- Education: Georgetown (BA) University of Pennsylvania (PhD)
- Occupations: Author, professor, and Arabic-English translator
- Website: https://cmes.fas.harvard.edu/people/william-granara

= William Granara =

American author and translator

William Granara is an American author, translator and scholar of Arabic language and literature. He is Italian American.

== Education ==
Granara completed his undergraduate studies at Georgetown University in French literature. Granara has said that he chose Arabic as his second foreign language, and after reading The Stranger by Albert Camus, influenced his decision to transition to research on the Arab world. Later, Granara attended the University of Pennsylvania, obtaining his PhD in Arabic and Islamic studies. Granara has cited his former UPenn professor of medieval Islamic studies, George Makdisi, as influential on his work.

== Career ==
Granara has worked for the American University in Cairo and for the U.S. State Department in Tunis. In 1993, he started working as an Arabic professor at Harvard University. Since then, he has taught courses on Arabic language and comparative Middle Eastern literature.

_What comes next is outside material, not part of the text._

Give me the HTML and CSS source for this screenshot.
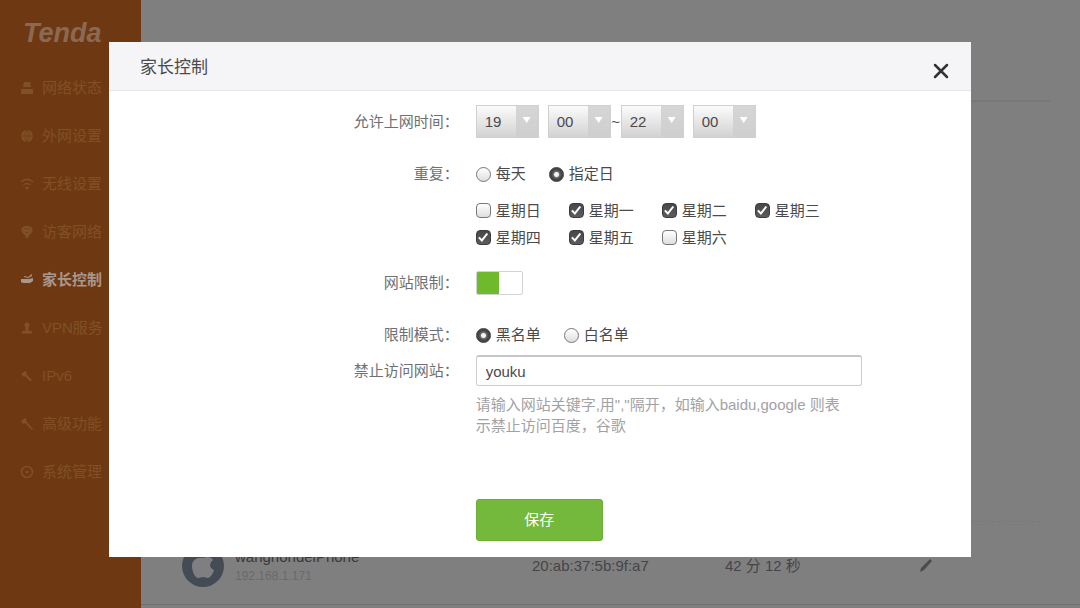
FILE: index.html
```html
<!DOCTYPE html>
<html lang="zh-CN">
<head>
<meta charset="utf-8">
<meta name="viewport" content="width=device-width, initial-scale=1">
<title>家长控制</title>
<link rel="stylesheet" href="styles.css">
</head>
<body>
<div class="page">
  <aside class="sidebar">
    <div class="brand">Tenda</div>
    <nav class="nav">
      <a class="nav-item" href="#"><svg class="nav-icon" viewBox="0 0 14 14"><path d="M4 1h6l1 5H3zM1 8h12v5H1z"/></svg>网络状态</a>
      <a class="nav-item" href="#"><svg class="nav-icon" viewBox="0 0 14 14"><circle cx="7" cy="7" r="6"/><path class="cut" d="M1 7h12M7 1v12M7 1c-4 4-4 8 0 12M7 1c4 4 4 8 0 12"/></svg>外网设置</a>
      <a class="nav-item" href="#"><svg class="nav-icon" viewBox="0 0 14 14"><path class="line" d="M1 5c4-3.500 8-3.500 12 0M3.500 8c2.500-2 4.500-2 7 0"/><circle cx="7" cy="11" r="1.500"/></svg>无线设置</a>
      <a class="nav-item" href="#"><svg class="nav-icon" viewBox="0 0 14 14"><path d="M7 1c4 0 6 2 5.500 5C12 8 10 9 9 10l-1 3H6l-1-3C4 9 2 8 1.500 6 1 3 3 1 7 1z"/><path class="cut" d="M3.500 5c2-2 5-2 7 0M5.500 7.500h3"/></svg>访客网络</a>
      <a class="nav-item active" href="#"><svg class="nav-icon" viewBox="0 0 14 14"><path d="M1 6h8l4-1v3l-3 2H3L1 9zM4 3l4 1 4-3v2L8 5 4 4z"/></svg>家长控制</a>
      <a class="nav-item" href="#"><svg class="nav-icon" viewBox="0 0 14 14"><circle cx="7" cy="4" r="2.500"/><path d="M5.500 6h3v4H12v2.500H2V10h3.500z"/></svg>VPN服务</a>
      <a class="nav-item" href="#"><svg class="nav-icon" viewBox="0 0 14 14"><path d="M1 5l4-3 2 2-1 1 6 6-1.500 1.500L5 7 4 8z"/></svg>IPv6</a>
      <a class="nav-item" href="#"><svg class="nav-icon" viewBox="0 0 14 14"><path d="M1 4l4-3 2 2-1 1 7 8-1 1-7-7-2 1z"/></svg>高级功能</a>
      <a class="nav-item" href="#"><svg class="nav-icon" viewBox="0 0 14 14"><circle class="line" cx="7" cy="7" r="5.500"/><circle cx="7" cy="7" r="1.500"/></svg>系统管理</a>
    </nav>
  </aside>
  <main class="content">
    <div class="content-head"></div>
    <div class="content-body"></div>
    <div class="devices">
      <table class="device-table">
        <tbody>
          <tr>
            <td class="col-name">
              <div class="device">
                <svg class="avatar" viewBox="0 0 42 42"><circle class="avatar-disc" cx="21" cy="21" r="21"/><path class="avatar-apple" d="M21 11c0-3 2-5 5-5 0 3-2 5-5 5zM20 13c2 0 3-1 6-1 2 0 4 1 5 3-4 3-4 8 1 10-1 4-4 8-6 8s-3-1-5-1-3 1-5 1c-3 0-6-7-6-12s4-9 10-8z"/></svg>
                <div class="device-text">
                  <div class="device-name">wanghondeiPhone</div>
                  <div class="device-ip">192.168.1.171</div>
                </div>
              </div>
            </td>
            <td class="col-mac">20:ab:37:5b:9f:a7</td>
            <td class="col-time">42 分 12 秒</td>
            <td class="col-edit">
              <button class="edit" type="button" aria-label="编辑"><svg class="edit-icon" viewBox="0 0 14 16"><path d="M11 1l2 2-8 9-4 2 1-4z"/></svg></button>
            </td>
          </tr>
        </tbody>
      </table>
    </div>
  </main>
</div>

<div class="overlay">
  <section class="dialog" role="dialog" aria-labelledby="dialog-title">
    <header class="dialog-head">
      <h1 class="dialog-title" id="dialog-title">家长控制</h1>
      <button class="close" type="button" aria-label="关闭"><svg class="close-icon" viewBox="0 0 16 16"><path d="M2 2l12 12M14 2L2 14"/></svg></button>
    </header>
    <form class="form">
      <div class="row">
        <label class="label" for="start-hour">允许上网时间：</label>
        <div class="times">
          <span class="select-box"><select class="select" id="start-hour"><option>19</option></select></span>
          <span class="select-box"><select class="select" aria-label="开始分钟"><option>00</option></select></span>
          <span class="tilde">~</span>
          <span class="select-box"><select class="select" aria-label="结束小时"><option>22</option></select></span>
          <span class="select-box"><select class="select" aria-label="结束分钟"><option>00</option></select></span>
        </div>
      </div>
      <div class="row row-repeat">
        <span class="label">重复：</span>
        <div class="options">
          <label class="option"><input class="radio" type="radio" name="repeat">每天</label>
          <label class="option"><input class="radio" type="radio" name="repeat" checked>指定日</label>
        </div>
      </div>
      <div class="row row-days">
        <div class="days">
          <label class="option"><input class="check" type="checkbox">星期日</label>
          <label class="option"><input class="check" type="checkbox" checked>星期一</label>
          <label class="option"><input class="check" type="checkbox" checked>星期二</label>
          <label class="option"><input class="check" type="checkbox" checked>星期三</label>
          <label class="option"><input class="check" type="checkbox" checked>星期四</label>
          <label class="option"><input class="check" type="checkbox" checked>星期五</label>
          <label class="option"><input class="check" type="checkbox">星期六</label>
        </div>
      </div>
      <div class="row row-limit">
        <label class="label" for="limit">网站限制：</label>
        <input class="switch" id="limit" type="checkbox" role="switch" checked>
      </div>
      <div class="row row-mode">
        <span class="label">限制模式：</span>
        <div class="options">
          <label class="option"><input class="radio" type="radio" name="mode" checked>黑名单</label>
          <label class="option"><input class="radio" type="radio" name="mode">白名单</label>
        </div>
      </div>
      <div class="row row-sites">
        <label class="label" for="sites">禁止访问网站：</label>
        <input class="text" id="sites" type="text" value="youku">
      </div>
      <div class="row row-hint">
        <p class="hint">请输入网站关键字,用","隔开，如输入baidu,google 则表示禁止访问百度，谷歌</p>
      </div>
      <div class="row row-save">
        <button class="save" type="submit">保存</button>
      </div>
    </form>
  </section>
</div>
</body>
</html>
```
FILE: styles.css
```css
* {
  box-sizing: border-box;
}

body {
  margin: 0;
  font: 15px/24px "Liberation Sans", "Noto Sans CJK SC", sans-serif;
  color: #4a4a4d;
  background: #807f80;
}

button,
input,
select {
  margin: 0;
  font: inherit;
  color: inherit;
}

.page {
  display: flex;
  min-height: 100vh;
}

/* Sidebar */
.sidebar {
  flex: none;
  width: 141px;
  background: #6e3912;
}

.brand {
  padding: 18px 0 0 23px;
  font-size: 27px;
  line-height: 30px;
  font-weight: bold;
  font-style: italic;
  color: #8a6a54;
}

.nav {
  padding-top: 16px;
}

.nav-item {
  display: flex;
  align-items: center;
  gap: 8px;
  height: 48px;
  padding-left: 20px;
  color: #805026;
  text-decoration: none;
}

.nav-item.active {
  color: #a8978c;
  font-weight: bold;
}

.nav-icon {
  width: 14px;
  height: 14px;
  fill: currentColor;
}

.nav-icon .line {
  fill: none;
  stroke: currentColor;
  stroke-width: 1.5;
}

.nav-icon .cut {
  fill: none;
  stroke: #6e3912;
  stroke-width: 0.6;
}

/* Device list */
.content {
  flex: 1;
  display: flex;
  flex-direction: column;
  padding-bottom: 3px;
}

.content-head {
  height: 102px;
  margin: 0 30px 0 41px;
  border-bottom: 2px solid #78777a;
}

.content-body {
  flex: 1;
  margin: 0 40px 0 41px;
  border-bottom: 1px dashed #79797a;
}

.devices {
  padding: 0 30px 0 41px;
  border-bottom: 1px solid #6f6e70;
}

.device-table {
  width: 100%;
  table-layout: fixed;
  border-collapse: collapse;
  color: #454547;
}

.device-table td {
  height: 82px;
  padding: 6px 0 0;
}

.col-name {
  width: 350px;
}

.col-mac {
  width: 193px;
}

.col-time {
  width: 194px;
}

.device {
  display: flex;
  align-items: center;
  gap: 11px;
}

.avatar {
  width: 42px;
  height: 42px;
}

.avatar-disc {
  fill: #444b55;
}

.avatar-apple {
  fill: #7f7e80;
}

.device-name {
  line-height: 20px;
  color: #39393b;
}

.device-ip {
  font-size: 12px;
  line-height: 18px;
  color: #6a696b;
}

.edit {
  display: block;
  padding: 0;
  border: 0;
  background: none;
  color: #4b4b4d;
}

.edit-icon {
  display: block;
  width: 14px;
  height: 16px;
  fill: currentColor;
}

/* Dialog */
.overlay {
  position: fixed;
  inset: 0;
  padding: 42px 109px;
  overflow: auto;
}

.dialog {
  background: #fff;
}

.dialog-head {
  display: flex;
  justify-content: space-between;
  align-items: center;
  height: 49px;
  padding: 0 22px 0 31px;
  background: #f5f5f7;
  border-bottom: 1px solid #e6e6e8;
}

.dialog-title {
  margin: 0;
  padding-top: 3px;
  font-size: 17px;
  font-weight: normal;
  line-height: 24px;
}

.close {
  padding: 10px 0 0;
  border: 0;
  background: none;
}

.close-icon {
  display: block;
  width: 16px;
  height: 16px;
  fill: none;
  stroke: #333335;
  stroke-width: 2.5;
  stroke-linecap: round;
}

.form {
  padding: 14px 0 16px;
}

.row {
  display: grid;
  grid-template-columns: 12fr 17fr;
  column-gap: 17px;
  align-items: center;
  justify-items: start;
}

.row > :last-child {
  grid-column: 2;
}

.row-repeat { margin-top: 24px; }
.row-days { margin-top: 11px; }
.row-limit { margin-top: 20px; }
.row-mode { margin-top: 28px; }
.row-sites { margin-top: 8px; }
.row-hint { margin-top: 8px; }
.row-save { margin-top: 63px; }

.label {
  justify-self: end;
  color: #707074;
}

.times {
  display: flex;
  align-items: center;
}

.select-box {
  position: relative;
  width: 63px;
  height: 33px;
}

.select-box + .select-box {
  margin-left: 9px;
}

.select-box::after {
  content: "";
  position: absolute;
  top: 12px;
  right: 8px;
  width: 8px;
  height: 6px;
  background: #fff;
  clip-path: polygon(0 0, 100% 0, 50% 100%);
  pointer-events: none;
}

.select {
  appearance: none;
  width: 100%;
  height: 100%;
  padding: 0 0 0 8px;
  border: 1px solid #d0d0d2;
  border-radius: 0;
  background:
    linear-gradient(#d6d6d7, #cececf) right / 22px 100% no-repeat,
    linear-gradient(#fbfbfb, #d2d2d3);
}

.tilde {
  width: 10px;
  text-align: center;
}

.options {
  display: flex;
  gap: 23px;
}

.days {
  display: grid;
  grid-template-columns: repeat(4, 93px);
  grid-auto-rows: 27px;
  align-items: center;
}

.option {
  display: flex;
  align-items: center;
  gap: 5px;
}

.radio,
.check {
  appearance: none;
  width: 15px;
  height: 15px;
  border: 1px solid #77777a;
  background: linear-gradient(#fff, #dededf);
}

.radio {
  border-radius: 50%;
}

.radio:checked {
  border-color: #3c3c3f;
  background: radial-gradient(circle, #f4f4f4 0 2px, #707073 3px, #454548 5px);
}

.check {
  display: grid;
  place-items: center;
  border-radius: 4px;
}

.check:checked {
  border-color: #3c3c3f;
  background: linear-gradient(#48484b, #5c5c5f);
}

.check:checked::after {
  content: "";
  width: 10px;
  height: 9px;
  background: #fff;
  clip-path: polygon(0 55%, 15% 42%, 36% 68%, 84% 0, 100% 12%, 38% 100%);
}

.switch {
  appearance: none;
  width: 47px;
  height: 24px;
  border: 1px solid #d3d3d7;
  border-radius: 2px;
  background: linear-gradient(#6fb92c, #6fb92c) left / 22px 100% no-repeat #fff;
}

.text {
  width: 386px;
  max-width: 100%;
  height: 31px;
  padding: 0 9px;
  border: 1px solid #cdcdd1;
  border-top: 2px solid #c6c6ca;
  border-radius: 3px;
  background: #fff;
}

.hint {
  max-width: 372px;
  margin: 0;
  line-height: 21px;
  color: #a2a2a6;
}

.save {
  width: 127px;
  height: 42px;
  padding: 0;
  border: 1px solid #6aae35;
  border-radius: 3px;
  background: #74b93c;
  color: #fff;
}
```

He was the director of the Arabic language program at Harvard.

Granara is an expert on the history of Muslim Sicily, and on the Sicilian Arab poet Ibn Hamdis. His ethnicity, Italian-American, influenced his interest in the Italian island of Sicily. He has also contributed to a volume entitled The Architecture and Memory of the Minority Quarter in the Muslim Mediterranean City.

Among his Arabic-English translations are:
- The Earthquake by Tahir Wattar
- Granada by Radwa Ashour
- The Battle of Poitiers by Jurji Zaydan

Granara's work has appeared in Banipal magazine.

Granara is a member of the board of trustees at The American College of the Mediterranean (ACM), an American-style degree-granting institution in Aix-en-Provence, France which includes a study abroad institute for American undergraduate students, IAU College.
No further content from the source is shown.